We are who we are and though we might be able to alter the fringes of our lives, the core human being remains unchanged. As they say, it's all in our DNA. A feature of my "haunting" is the replaying of past events - mostly when things went wrong, when I suffered injustice, when I failed to act in the way I should have done, when wrong words were spoken or the right words were unsaid. I tend to play those particular life tapes far more often than I revisit my successes, the joys that I have known, the wonderful places I have been fortunate enough to visit, the good things I have done.
Edith Piaf memorably sang:-
Non, rien de rien
Non, je ne regrette rien
Ni le bien qu'on m'a fait
Ni le mal; tout ça m'est bien égal !Which loosely translated means:-
No, nothing of nothing
No! I don't feel sorry about anything
Not the good things people have done to me
Not the bad things, it's all the same to me.
But to me this is all pure hogwash. In reality, it is impossible to live without regrets. To "regret nothing" is an aspiration, not a believable way of living.

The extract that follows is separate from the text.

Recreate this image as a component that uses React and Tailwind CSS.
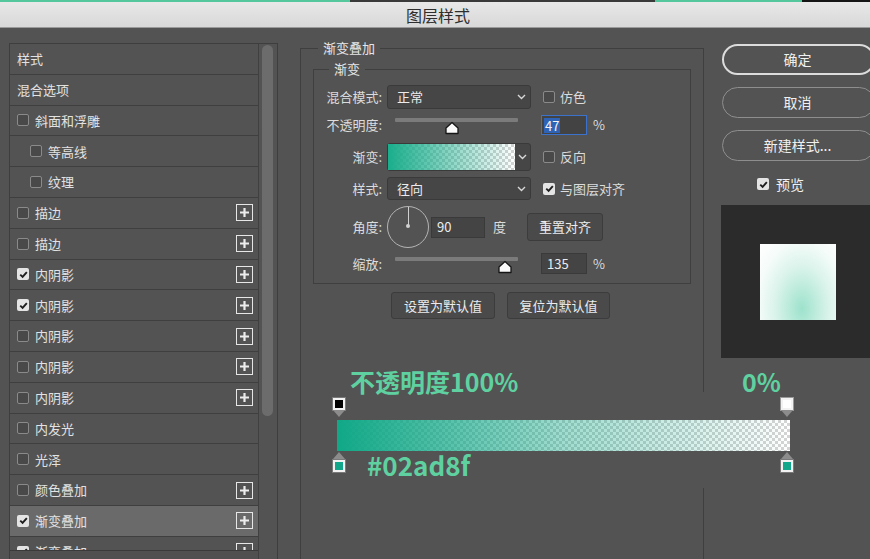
import React from 'react';

const Check = ({ on }) =>
  on ? (
    <span className="w-[12px] h-[12px] shrink-0 rounded-[2px] bg-[#e4e4e4] flex items-center justify-center">
      <svg width="9" height="9" viewBox="0 0 10 10">
        <path d="M1.4 5.2 L4 7.7 L8.7 2.3" stroke="#1e1e1e" strokeWidth="2.1" fill="none" />
      </svg>
    </span>
  ) : (
    <span className="w-[12px] h-[12px] shrink-0 rounded-[2px] border border-[#8a8a8a] bg-[#494949]" />
  );

const PlusBox = () => (
  <span className="w-[17px] h-[17px] border-[1.5px] border-[#e6e6e6] flex items-center justify-center">
    <svg width="11" height="11" viewBox="0 0 11 11">
      <path d="M5.5 1v9M1 5.5h9" stroke="#ececec" strokeWidth="2.2" />
    </svg>
  </span>
);

const Chevron = () => (
  <svg width="9" height="6" viewBox="0 0 9 6">
    <path d="M1 1 L4.5 4.5 L8 1" stroke="#d8d8d8" strokeWidth="1.4" fill="none" />
  </svg>
);

const Thumb = () => (
  <svg width="16" height="14" viewBox="0 0 16 14">
    <path d="M8 1.5 L14 7 L14 12.5 L2 12.5 L2 7 Z" fill="#fafafa" stroke="#151515" strokeWidth="1.3" strokeLinejoin="round" />
  </svg>
);

const Slider = ({ at }) => (
  <div className="relative w-[144px] h-full">
    <div className="absolute left-[8px] top-[3px] w-[123px] h-[4px] bg-[#7b7b7b] rounded-[1px]" />
    <div className={`absolute top-[6px] ${at}`}>
      <Thumb />
    </div>
  </div>
);

const rows = [
  { label: '样式' },
  { label: '混合选项' },
  { label: '斜面和浮雕', box: true },
  { label: '等高线', box: true, indent: true },
  { label: '纹理', box: true, indent: true },
  { label: '描边', box: true, plus: true },
  { label: '描边', box: true, plus: true },
  { label: '内阴影', box: true, on: true, plus: true },
  { label: '内阴影', box: true, on: true, plus: true },
  { label: '内阴影', box: true, plus: true },
  { label: '内阴影', box: true, plus: true },
  { label: '内阴影', box: true, plus: true },
  { label: '内发光', box: true },
  { label: '光泽', box: true },
  { label: '颜色叠加', box: true, plus: true },
  { label: '渐变叠加', box: true, on: true, plus: true, sel: true },
  { label: '渐变叠加', box: true, on: true, plus: true },
];

const checker =
  'bg-[repeating-conic-gradient(#d4d4d4_0_25%,#ffffff_0_50%)] bg-[length:6px_6px]';

export default function App() {
  return (
    <div className="relative w-[870px] h-[559px] overflow-hidden bg-[#535353] flex flex-col font-['Noto_Sans_CJK_SC','Liberation_Sans',sans-serif] text-[13px] text-[#e2e2e2]">
      {/* window top accent */}
      <div className="flex h-[2px] shrink-0">
        <div className="w-[350px] bg-[#55c79d]" />
        <div className="w-[305px] bg-[#3a3a3a]" />
        <div className="w-[147px] bg-[#55c79d]" />
        <div className="flex-1 bg-[#151515]" />
      </div>
      <div className="h-[26px] shrink-0 bg-gradient-to-b from-[#e8e8e8] to-[#d8d8d8] border-b border-[#9a9a9a] flex items-center justify-center text-[16px] text-[#2e2e2e] pl-[6px]">
        图层样式
      </div>

      <div className="flex flex-1 min-h-0 pl-[9px] pt-[11px]">
        {/* style list */}
        <div className="mt-[4px] w-[269px] shrink-0 border border-[#3e3e3e] flex self-start h-[530px]">
          <div className="w-[249px] flex flex-col border-r border-[#404040]">
            <div className="h-[506px] overflow-hidden flex flex-col">
              {rows.map((r, i) => (
                <div
                  key={i}
                  className={`h-[30.8px] shrink-0 flex items-center border-b border-[#3f3f3f] pr-[5px] ${
                    r.sel ? 'bg-[#6a6a6a]' : ''
                  } ${r.indent ? 'pl-[20px]' : 'pl-[7px]'}`}
                >
                  {r.box && <Check on={r.on} />}
                  <span className={r.box ? 'ml-[6px]' : ''}>{r.label}</span>
                  <div className="flex-1" />
                  {r.plus && <PlusBox />}
                </div>
              ))}
            </div>
            <div className="flex-1 border-t border-[#3a3a3a] bg-[#505050]" />
          </div>
          <div className="flex-1 px-[3px] pt-[1px]">
            <div className="w-[11px] h-[371px] rounded-full bg-[#6c6c6c]" />
          </div>
        </div>

        {/* gradient overlay settings */}
        <fieldset className="ml-[22px] w-[404px] shrink-0 h-[540px] border border-[#3f3f3f] px-[12px]">
          <legend className="ml-[5px] px-[5px] leading-[18px] text-[#e6e6e6]">渐变叠加</legend>
          <fieldset className="mt-[3px] border border-[#3f3f3f] pb-[9px]">
            <legend className="ml-[15px] px-[5px] leading-[18px] text-[#e6e6e6]">渐变</legend>
            <div className="flex flex-col pt-[7px] text-[#dcdcdc]">
              <div className="flex items-center h-[24px]">
                <span className="w-[68px] text-right">混合模式:</span>
                <div className="ml-[5px] w-[144px] h-[24px] rounded-[3px] bg-[#464646] border border-[#3a3a3a] flex items-center justify-between pl-[9px] pr-[4px]">
                  <span className="text-[#ececec]">正常</span>
                  <Chevron />
                </div>
                <div className="ml-[12px] flex items-center">
                  <Check />
                  <span className="ml-[5px]">仿色</span>
                </div>
              </div>

              <div className="flex items-center h-[20px] mt-[6px]">
                <span className="w-[68px] text-right">不透明度:</span>
                <div className="ml-[5px] h-[20px]">
                  <Slider at="left-[57px]" />
                </div>
                <div className="ml-[10px] w-[46px] h-[20px] border-[1.5px] border-[#3a72cc] bg-[#434343] flex items-center pl-[2px]">
                  <span className="bg-[#2f63b6] text-[#f4f4f4] leading-[15px] px-[1px]">47</span>
                </div>
                <span className="ml-[6px]">%</span>
              </div>

              <div className="flex items-center h-[28px] mt-[8px]">
                <span className="w-[68px] text-right">渐变:</span>
                <div className="ml-[5px] w-[144px] h-[28px] rounded-[3px] border border-[#3a3a3a] bg-[#464646] flex">
                  <div className={`w-[127px] h-full ${checker}`}>
                    <div className="h-full bg-gradient-to-r from-[#1aae8c] to-[#1aae8c00]" />
                  </div>
                  <div className="flex-1 flex items-center justify-center">
                    <Chevron />
                  </div>
                </div>
                <div className="ml-[12px] flex items-center">
                  <Check />
                  <span className="ml-[5px]">反向</span>
                </div>
              </div>

              <div className="flex items-center h-[23px] mt-[6px]">
                <span className="w-[68px] text-right">样式:</span>
                <div className="ml-[5px] w-[144px] h-[23px] rounded-[3px] bg-[#464646] border border-[#3a3a3a] flex items-center justify-between pl-[9px] pr-[4px]">
                  <span className="text-[#ececec]">径向</span>
                  <Chevron />
                </div>
                <div className="ml-[12px] flex items-center">
                  <Check on />
                  <span className="ml-[5px]">与图层对齐</span>
                </div>
              </div>

              <div className="flex items-center h-[42px] mt-[6px]">
                <span className="w-[68px] text-right">角度:</span>
                <div className="ml-[5px] w-[42px] h-[42px] rounded-full border border-[#b4b4b4] flex flex-col items-center">
                  <div className="w-[1px] h-[19px] bg-[#d0d0d0]" />
                  <div className="w-[4px] h-[4px] -mt-[2px] rounded-full bg-[#d0d0d0]" />
                </div>
                <div className="ml-[2px] w-[54px] h-[21px] bg-[#444444] border border-[#3a3a3a] flex items-center pl-[5px] text-[#ececec]">
                  90
                </div>
                <span className="ml-[8px]">度</span>
                <div className="ml-[21px] w-[76px] h-[28px] rounded-[3px] bg-[#4a4a4a] border border-[#3c3c3c] flex items-center justify-center text-[#ececec]">
                  重置对齐
                </div>
              </div>

              <div className="flex items-center h-[21px] mt-[5px]">
                <span className="w-[68px] text-right">缩放:</span>
                <div className="ml-[5px] h-[20px]">
                  <Slider at="left-[110px]" />
                </div>
                <div className="ml-[10px] w-[46px] h-[21px] bg-[#444444] border border-[#3a3a3a] flex items-center pl-[5px] text-[#ececec]">
                  135
                </div>
                <span className="ml-[6px]">%</span>
              </div>
            </div>
          </fieldset>
          <div className="flex gap-[12px] mt-[8px] pl-[78px]">
            <div className="w-[104px] h-[27px] rounded-[3px] bg-[#4a4a4a] border border-[#3c3c3c] flex items-center justify-center text-[#ececec]">
              设置为默认值
            </div>
            <div className="w-[103px] h-[27px] rounded-[3px] bg-[#4a4a4a] border border-[#3c3c3c] flex items-center justify-center text-[#ececec]">
              复位为默认值
            </div>
          </div>
        </fieldset>

        {/* buttons + preview */}
        <div className="ml-[18px] mt-[5px] w-[153px] shrink-0 flex flex-col text-[14px] text-[#f0f0f0]">
          <div className="h-[31px] rounded-[16px] border-2 border-[#dcdcdc] flex items-center justify-center pr-[2px]">
            确定
          </div>
          <div className="mt-[12px] h-[31px] rounded-[16px] border-[1.5px] border-[#8e8e8e] flex items-center justify-center pr-[2px]">
            取消
          </div>
          <div className="mt-[12px] h-[31px] rounded-[16px] border-[1.5px] border-[#8e8e8e] flex items-center justify-center pr-[2px]">
            新建样式...
          </div>
          <div className="mt-[15px] h-[16px] flex items-center pl-[35px]">
            <Check on />
            <span className="ml-[7px]">预览</span>
          </div>
          <div className="mt-[13px] -ml-[1px] h-[153px] bg-[#2b2b2b] pt-[39px] pl-[39px]">
            <div className="w-[76px] h-[76px] bg-[radial-gradient(ellipse_at_55%_85%,#9de2cc_0%,#d9f3ea_45%,#f6fcfa_75%,#ffffff_100%)]" />
          </div>
        </div>
      </div>

      {/* annotation over the dialog */}
      <div className="absolute left-[320px] top-[392px] w-[485px] h-[96px] bg-[#535353]" />
      <div className="absolute left-[350px] top-[369px] text-[25px] font-semibold leading-none text-[#5fd1a1]">
        不透明度100%
      </div>
      <div className="absolute left-[742px] top-[369px] text-[25px] font-semibold leading-none text-[#5fd1a1]">
        0%
      </div>
      <div className="absolute left-[333px] top-[398px] flex flex-col items-center">
        <div className="w-[12px] h-[12px] bg-black border-2 border-[#f2f2f2] outline outline-1 outline-[#7a7a7a]" />
        <div className="w-0 h-0 border-x-[6px] border-x-transparent border-t-[7px] border-t-[#8c8c8c]" />
      </div>
      <div className="absolute left-[781px] top-[398px] flex flex-col items-center">
        <div className="w-[12px] h-[12px] bg-white border-2 border-[#f2f2f2] outline outline-1 outline-[#9a9a9a]" />
        <div className="w-0 h-0 border-x-[6px] border-x-transparent border-t-[7px] border-t-[#8c8c8c]" />
      </div>
      <div className={`absolute left-[337px] top-[420px] w-[453px] h-[31px] ${checker}`}>
        <div className="h-full bg-gradient-to-r from-[#10a887] via-[#10a88766] to-[#10a88700]" />
      </div>
      <div className="absolute left-[333px] top-[452px] flex flex-col items-center">
        <div className="w-0 h-0 border-x-[6px] border-x-transparent border-b-[7px] border-b-[#8c8c8c]" />
        <div className="mt-[1px] w-[12px] h-[12px] bg-[#12a68b] border-2 border-[#f2f2f2] outline outline-1 outline-[#7a7a7a]" />
      </div>
      <div className="absolute left-[781px] top-[452px] flex flex-col items-center">
        <div className="w-0 h-0 border-x-[6px] border-x-transparent border-b-[7px] border-b-[#8c8c8c]" />
        <div className="mt-[1px] w-[12px] h-[12px] bg-[#12a68b] border-2 border-[#f2f2f2] outline outline-1 outline-[#7a7a7a]" />
      </div>
      <div className="absolute left-[367px] top-[452px] text-[26px] font-semibold leading-none text-[#5fd1a1]">
        #02ad8f
      </div>
    </div>
  );
}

We are all the same in that inside our skulls there's a person that we refer to as "I" or "me". But no matter how close we get to other people, they will never know what it means to live inside somebody else's head. The "I" that I know is very different from your particular "I". "I" is composed of our genetic make up, our experience, our diet, our physical health, the stimulation we receive from the world around us. And for these reasons we are all different. No two "I's" can ever be the same.
What is past is past. We can't change it and yes there's probably no point in crying over spilt milk but in spite of all that, I know that I am not alone in devoting far too much emotional energy and time to past recollections that may often be tainted with regret. You can't snap out of it or prevent that kind of thinking. In the end there's no way to exorcise those metaphorical ghosts that haunt us. We must continue striving to live with them.